Living things have histories—they have descended with modification from common ancestors. As such, every species reveals evidence of its past in its morphology, its genetics, its biochemistry, and its behavior. The first chapter of Darwin’s The Descent of Man (1871) is, while dated, still a good source of examples in the case of humans, as is Neil Shubin’s Your Inner Fish (2008). And of course there are examples at the genetic as well as the morphological level (e.g., Gerstein and Zheng 2006).
The diseases that an organism exhibits similarly reflect its evolutionary history. For example, humans are unique in being bipedal primates: no other primate habitually walks erect. Bipedalism has produced distinctive changes in the human skeleton that have significant consequences for muscular and skeletal conditions. There are reasons why humans have so many complaints about lower back and knee pain. The weight of a quadrupedal animal—a “walking bridge”—is borne by both the shoulder and pelvic girdles, whereas all of the weight of a bipedal primate has to pass through the pelvis to the legs. To keep the upper body weight balanced, the spine has to curve back upon itself (forming an “S” shape). The lumbar vertebral region of humans, therefore, is subject to stresses not encountered by quadrupeds like apes and monkeys, too often resulting in lower back pain. This is not an inconsequential illness: in the U.S., lower back pain is said to be suffered by 80% of adults at some time or another. And many young students are warned—rightly—not to carry heavy backpacks across one shoulder, risking muscle strain and spinal injury.
Similarly, in a quadruped, the weight of the viscera more or less rests evenly along the abdominal muscles, supported by mesenteries running from the dorsal side of the abdominal cavity. In a biped, the viscera are tipped, which means there is more opportunity for them to bulge through the muscles of the abdominal wall, forming painful hernias.
But perhaps the most serious medical consequence of our bipedal evolution is that changes in the pelvis required for bipedalism make childbirth very difficult. The shape of the pelvis in humans reflects the biomechanical needs of bipedalism (Rosenberg and Trevathan 2005).

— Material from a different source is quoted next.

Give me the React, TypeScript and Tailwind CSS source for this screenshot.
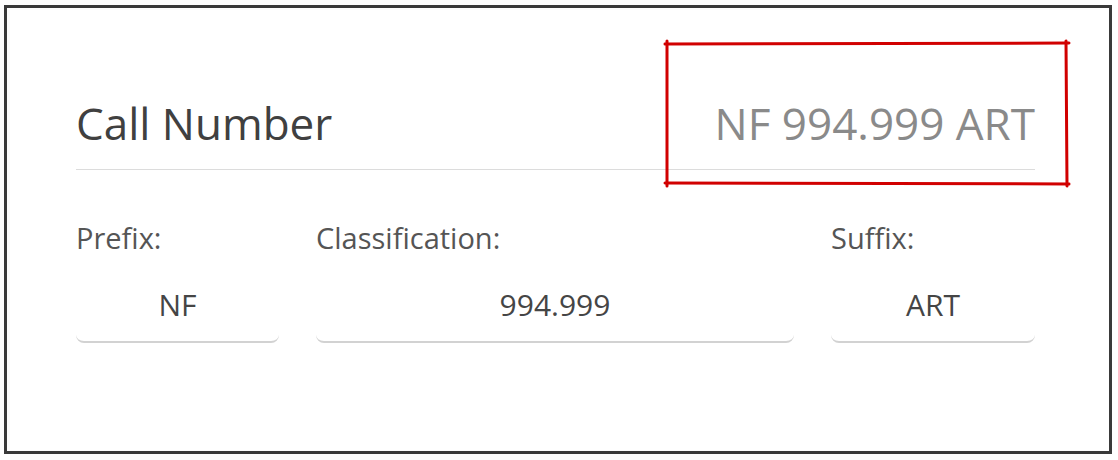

The upper bone of the pelvis, the ilium, is shortened and broadened, and other pelvic bones are modified to transfer the full weight of the upper body down the spine and the sacrum to the femur, and to bring muscles into position to move the legs efficiently during walking and running. All of these postural and locomotor adaptations result in changes to the size and shape of the birth canal, which has obvious effects on the delivery of the fetus. In a normal birth, the fetus has to rotate twice—first to get the head and second the shoulders into position to pass through the birth canal. That’s if everything goes well, and of course, it doesn’t always. Archeological records regularly show that for most pre-industrial populations, the highest mortality for women is in the prime child-bearing years of 15–35. Combine a tight birth canal with a large-brained fetus, and these are not surprising statistics.
These are examples of how just one feature of human evolution—bipedalism—affects health and disease. Other examples exist as well, of course: the nutritional requirements of humans are a result of our evolutionary heritage, much of which was spent as hunter-gatherers. The advent of agriculture changed those selection pressures, causing new diseases, and post-industrial dietary changes have created yet newer ones. A discussion can be found in Trevathan (2007) and references therein.